8) “Frank Falls Out the Window” (Season 11, Episode 2)

The moment in “Frank Falls Out the Window” when Frank says that his head feels fine then spins around to reveal a heinous, blood-soaked gash on his bald head is a disgusting chef’s kiss. It’s so good and so gross.
This episode has Frank do exactly as the title implies, he falls out his and Charlie’s window. Afterwards, primarily thanks to his massive concussion, he’s under the impression that it’s once more 2006, which was the year he wormed his way into the Gang. From there, the Gang tries to alter history, with the ultimate goal being, on Dennis and Dee’s part at least, to get Frank’s money (or have him not sleep with the two strippers, in Charlie and Mac’s). But history ends up repeating itself fully. Dennis and Dee don’t get his money just as Mac and Charlie are once again left in the hallway outside Charlie and Frank’s apartment, as Frank does what he does with the two strippers.
9) “Being Frank” (Season 11, Episode 6)

It may not be one of It’s Always Sunny in Philadelphia‘s very best episodes (it’s more average), but “Being Frank” is required viewing for Frank fans. We literally see the world through Frank’s eyes, and, by episode’s end, we finally get a taste of what Night Crawlers is.
In this episode we get a sense of how Frank sees his role within the Gang. Specifically, he’s basically just along for the ride, whatever shape that ride takes. He barely even knows what the Gang’s plan is half the time. And it’s not so much that be barely keeps up as it is he doesn’t keep up at all but, hey, sometimes things work out anyway.
10) “Frank vs. Russia” (Season 16, Episode 4)

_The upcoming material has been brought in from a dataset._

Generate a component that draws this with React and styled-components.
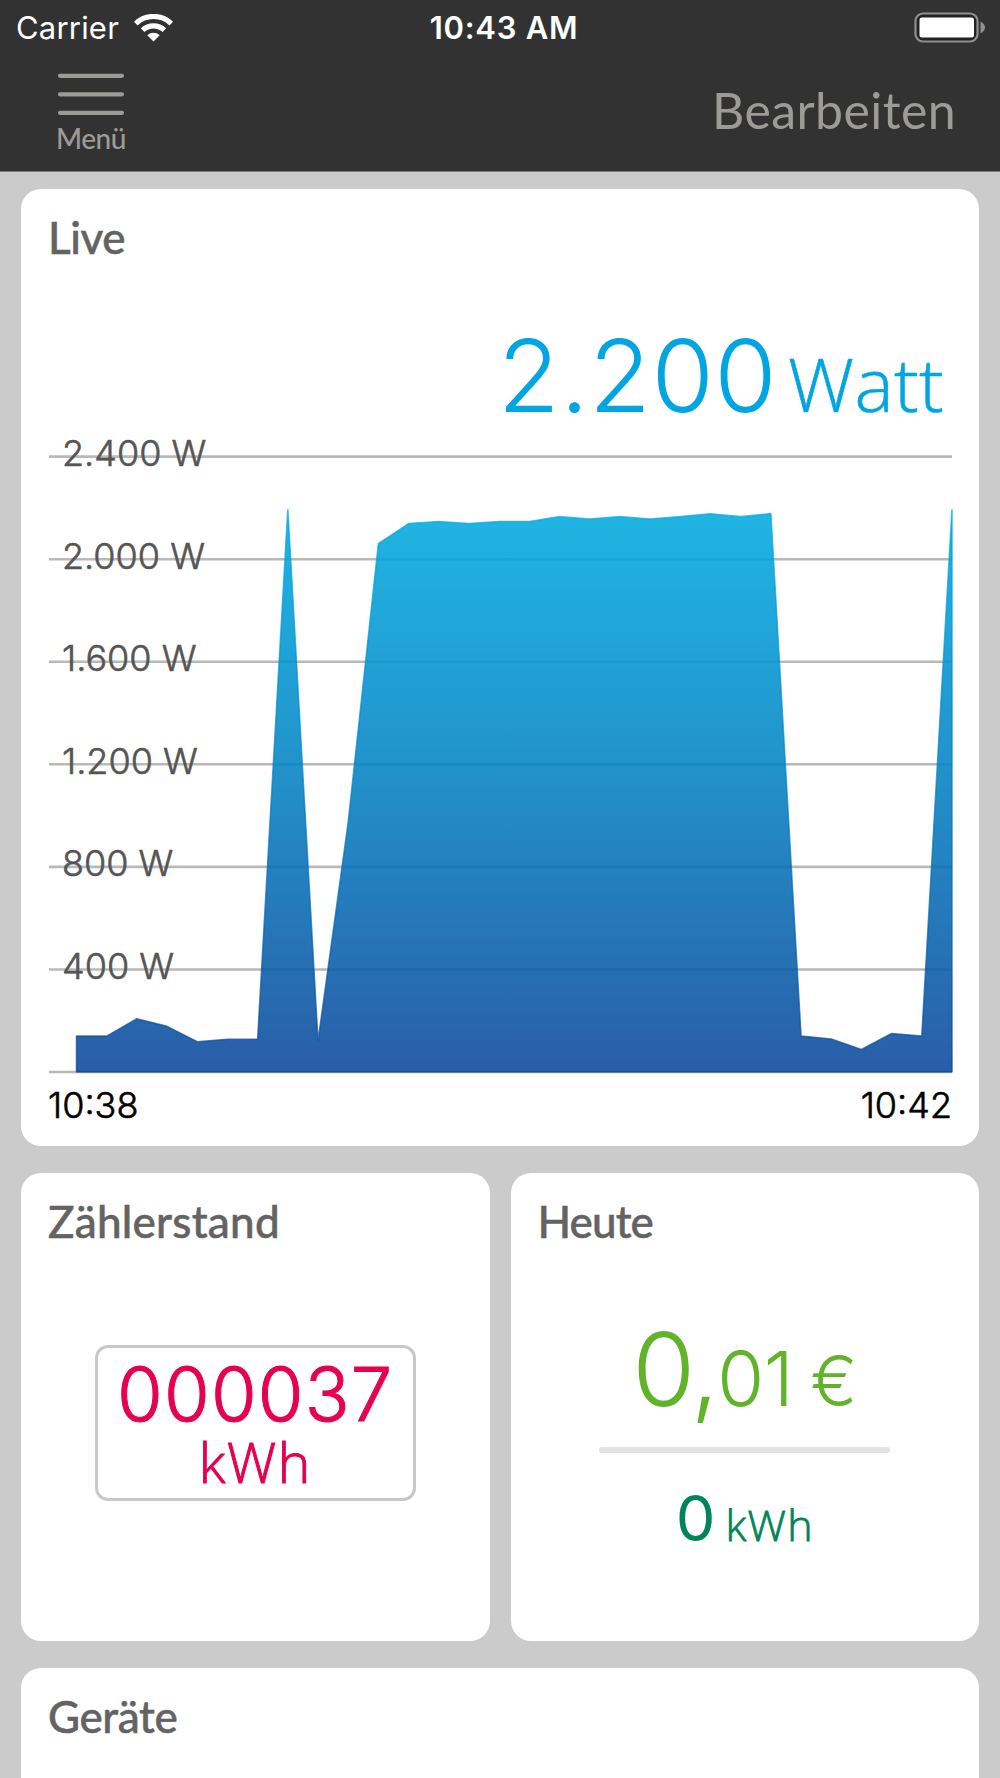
import styled, { createGlobalStyle } from "styled-components";

const GlobalStyles = createGlobalStyle`
  *, *::before, *::after {
    box-sizing: border-box;
  }

  body {
    margin: 0;
    background: #cbcbcb;
    font-family: Lato, "Open Sans", sans-serif;
    overflow: hidden;
  }
`;

const Screen = styled.div`
  width: 1000px;
  height: 1778px;
  overflow: hidden;
  background: #cbcbcb;
`;

const Header = styled.header`
  height: 172px;
  background: #323232;
  border-bottom: 1px solid #7d7d7d;
`;

const StatusBar = styled.div`
  display: grid;
  grid-template-columns: 1fr auto 1fr;
  align-items: center;
  height: 55px;
  padding: 0 15px 0 16px;
  color: #fff;
  font-family: Inter, sans-serif;
  font-size: 31px;
  line-height: 55px;
`;

const Carrier = styled.div`
  display: flex;
  align-items: center;
  gap: 15px;
  letter-spacing: 0.2px;
`;

const Clock = styled.div`
  font-weight: 600;
  letter-spacing: 0.7px;
  padding-left: 7px;
`;

const Battery = styled.svg`
  justify-self: end;
`;

const NavBar = styled.nav`
  display: flex;
  justify-content: space-between;
  height: 116px;
  padding: 18px 44px 0 57px;
  color: #9d9b97;
`;

const MenuButton = styled.button`
  display: flex;
  flex-direction: column;
  align-items: center;
  gap: 5px;
  width: 70px;
  padding: 0 2px 0 0;
  border: none;
  background: none;
  color: inherit;
  font-family: inherit;
  font-size: 28px;
  font-weight: 500;
  letter-spacing: -0.5px;
  line-height: 32px;
`;

const EditButton = styled.button`
  height: 74px;
  padding: 0;
  border: none;
  background: none;
  color: inherit;
  font-family: inherit;
  font-size: 50px;
  letter-spacing: 0.4px;
  line-height: 74px;
`;

const Dashboard = styled.main`
  display: grid;
  grid-template-columns: 1fr 1fr;
  grid-template-rows: 957px 468px 468px;
  column-gap: 21px;
  row-gap: 27px;
  padding: 17px 21px 0;
`;

const Card = styled.section`
  display: flex;
  flex-direction: column;
  grid-column: ${(props) => (props.$wide ? "1 / -1" : "auto")};
  padding: 21px 28px 0;
  border-radius: 20px;
  background: #fff;
`;

const Title = styled.h2`
  margin: 0 0 0 -1px;
  color: #636363;
  font-size: 44px;
  font-weight: 500;
  letter-spacing: ${(props) => props.$spacing || "-0.4px"};
  line-height: 54px;
  -webkit-text-stroke: 0.5px;
`;

const Power = styled.div`
  display: flex;
  align-items: baseline;
  justify-content: flex-end;
  height: 120px;
  margin-top: 51px;
  padding-right: 7px;
  color: #00a5e1;
  line-height: 120px;
  font-weight: 300;
`;

const PowerValue = styled.span`
  font-family: Inter, sans-serif;
  font-size: 101px;
  letter-spacing: 0.4px;
`;

const PowerUnit = styled.span`
  margin-left: 11px;
  font-family: "Open Sans", sans-serif;
  font-size: 74px;
  letter-spacing: 0.3px;
  -webkit-text-stroke: 0.6px;
`;

const Chart = styled.svg`
  display: block;
  margin-top: -19px;
`;

const AxisLabel = styled.text`
  fill: #555;
  stroke: #555;
  stroke-width: 0.6px;
  font-family: Inter, sans-serif;
  font-size: 36px;
  font-weight: 300;
`;

const TimeRange = styled.div`
  display: flex;
  justify-content: space-between;
  margin: 7px -1px 0;
  color: #000;
  font-family: Inter, sans-serif;
  font-size: 36px;
  font-weight: 300;
  line-height: 44px;
  -webkit-text-stroke: 0.6px;
`;

const Meter = styled.div`
  align-self: center;
  width: 321px;
  height: 156px;
  margin-top: 97px;
  border: 3px solid #c8c8c8;
  border-radius: 13px;
  color: #e60050;
  font-weight: 300;
  text-align: center;
  -webkit-text-stroke: 1px;
`;

const MeterValue = styled.div`
  height: 64px;
  margin-top: 14px;
  font-family: Inter, sans-serif;
  font-size: 74px;
  letter-spacing: 1.2px;
  line-height: 64px;
`;

const MeterUnit = styled.div`
  height: 66px;
  margin-top: 3px;
  font-family: "Open Sans", sans-serif;
  font-size: 55px;
  letter-spacing: 1.6px;
  line-height: 66px;
`;

const Today = styled.div`
  display: flex;
  flex-direction: column;
  align-items: center;
`;

const Cost = styled.div`
  display: flex;
  align-items: baseline;
  height: 100px;
  margin-top: 71px;
  color: #61b329;
  font-family: Inter, sans-serif;
  font-size: 102px;
  font-weight: 300;
  letter-spacing: -2px;
  line-height: 100px;
`;

const Cents = styled.span`
  font-size: 76px;
  letter-spacing: -0.5px;
`;

const Currency = styled.span`
  margin-left: 17px;
  font-size: 70px;
  letter-spacing: 0;
`;

const Divider = styled.hr`
  width: 291px;
  height: 6px;
  margin: 28px 0 0;
  border: none;
  border-radius: 3px;
  background: #e3e3e3;
`;

const Energy = styled.div`
  display: flex;
  align-items: baseline;
  height: 70px;
  margin-top: 30px;
  color: #008558;
  font-family: Inter, sans-serif;
  font-size: 63px;
  font-weight: 400;
  line-height: 70px;
`;

const EnergyUnit = styled.span`
  margin-left: 10px;
  font-family: "Open Sans", sans-serif;
  font-size: 43px;
  font-weight: 300;
  letter-spacing: 1.3px;
  -webkit-text-stroke: 0.8px;
`;

// one sample every ten seconds or so, in watts
const samples = [
  140, 140, 208, 178, 118, 128, 128, 2195, 120, 975, 2061, 2139, 2147, 2139,
  2147, 2147, 2166, 2157, 2166, 2157, 2166, 2177, 2166, 2178, 140, 129, 88, 150,
  140, 2195,
];

const gridValues = [2400, 2000, 1600, 1200, 800, 400, 0];

const CHART_START = 27.5;
const CHART_END = 903;
const BASELINE = 656;

function yFor(watts) {
  return BASELINE - watts * 0.2564;
}

function LiveChart() {
  const step = (CHART_END - CHART_START) / (samples.length - 1);
  const line = samples
    .map((watts, i) => `${CHART_START + i * step},${yFor(watts)}`)
    .join(" ");
  const area = `${CHART_START},${BASELINE} ${line} ${CHART_END},${BASELINE}`;

  return (
    <Chart width="904" height="660" viewBox="0 0 904 660">
      <defs>
        <linearGradient
          id="power"
          gradientUnits="userSpaceOnUse"
          x1="0"
          y1="94"
          x2="0"
          y2={BASELINE}
        >
          <stop offset="0" stopColor="#00abe0" />
          <stop offset="0.45" stopColor="#0384c4" />
          <stop offset="1" stopColor="#0b479b" />
        </linearGradient>
      </defs>
      {gridValues.map((value) => (
        <g key={value}>
          <line
            x1="0"
            x2="903"
            y1={yFor(value)}
            y2={yFor(value)}
            stroke="#b9b9b9"
            strokeWidth="2.6"
          />
          {value > 0 && (
            <AxisLabel x="13" y={yFor(value) + 9.5}>
              {value.toLocaleString("de-DE")} W
            </AxisLabel>
          )}
        </g>
      ))}
      <polygon points={area} fill="url(#power)" fillOpacity="0.88" />
      <polygon
        points={area}
        fill="none"
        stroke="url(#power)"
        strokeWidth="1.6"
        strokeOpacity="0.7"
        strokeLinejoin="bevel"
      />
    </Chart>
  );
}

function WifiIcon() {
  return (
    <svg width="39" height="28" viewBox="0 0 39 28" fill="none" stroke="#fff">
      <path d="M1.8 9.6 C11.5 0.1 27.5 0.1 37.2 9.6" strokeWidth="5.2" />
      <path d="M8.6 16.2 C14.8 10.4 24.2 10.4 30.4 16.2" strokeWidth="5.2" />
      <path
        d="M13.3 21.2 C16.8 17.9 22.2 17.9 25.7 21.2 L19.5 27.4 Z"
        fill="#fff"
        stroke="none"
      />
    </svg>
  );
}

function BatteryIcon() {
  return (
    <Battery width="71" height="31" viewBox="0 0 71 31">
      <rect
        x="1.5"
        y="1.5"
        width="62"
        height="28"
        rx="7.5"
        fill="#222"
        stroke="#8f8f8f"
        strokeWidth="2.2"
      />
      <rect x="5.5" y="5.5" width="54.5" height="20" rx="2.5" fill="#fff" />
      <path d="M66.5 9.5 Q71 12 71 15.5 Q71 19 66.5 21.5 Z" fill="#8f8f8f" />
    </Battery>
  );
}

function MenuIcon() {
  return (
    <svg
      width="68"
      height="44"
      viewBox="0 0 68 44"
      stroke="#9d9b97"
      strokeWidth="4.2"
      strokeLinecap="round"
    >
      <path d="M3 2.8H65M3 21.3H65M3 39.8H65" />
    </svg>
  );
}

function App() {
  return (
    <Screen>
      <GlobalStyles />
      <Header>
        <StatusBar>
          <Carrier>
            Carrier
            <WifiIcon />
          </Carrier>
          <Clock>10:43 AM</Clock>
          <BatteryIcon />
        </StatusBar>
        <NavBar>
          <MenuButton>
            <MenuIcon />
            Menü
          </MenuButton>
          <EditButton>Bearbeiten</EditButton>
        </NavBar>
      </Header>

      <Dashboard>
        <Card $wide>
          <Title>Live</Title>
          <Power>
            <PowerValue>2.200</PowerValue>
            <PowerUnit>Watt</PowerUnit>
          </Power>
          <LiveChart />
          <TimeRange>
            <span>10:38</span>
            <span>10:42</span>
          </TimeRange>
        </Card>

        <Card>
          <Title $spacing="0.25px">Zählerstand</Title>
          <Meter>
            <MeterValue>000037</MeterValue>
            <MeterUnit>kWh</MeterUnit>
          </Meter>
        </Card>

        <Card>
          <Title $spacing="-0.9px">Heute</Title>
          <Today>
            <Cost>
              0,<Cents>01</Cents>
              <Currency>€</Currency>
            </Cost>
            <Divider />
            <Energy>
              0<EnergyUnit>kWh</EnergyUnit>
            </Energy>
          </Today>
        </Card>

        <Card $wide>
          <Title>Geräte</Title>
        </Card>
      </Dashboard>
    </Screen>
  );
}

export default App;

As a whole, Season 16 showed that It’s Always Sunny hadn’t really missed a beat, with countless rock solid episodes. And, for Frank fans, there was “Frank Shoots Every Member of the Gang” and “Frank vs. Russia.”
Consider this entry an endorsement of them both. The only reason “Frank vs. Russia” got the entry title was because the above image was too hard to resist. “Frank Shoots Every Member of the Gang” is a better exploration of the character. Specifically, we see Dennis and Dee take the man through his idea of a perfect day, which involves hanging out under a bridge and urinating on a fire hydrant. “Frank vs. Russia,” however, goes to show that even at 80 years old, DeVito is still diving all the way into Sunny and having a blast doing so.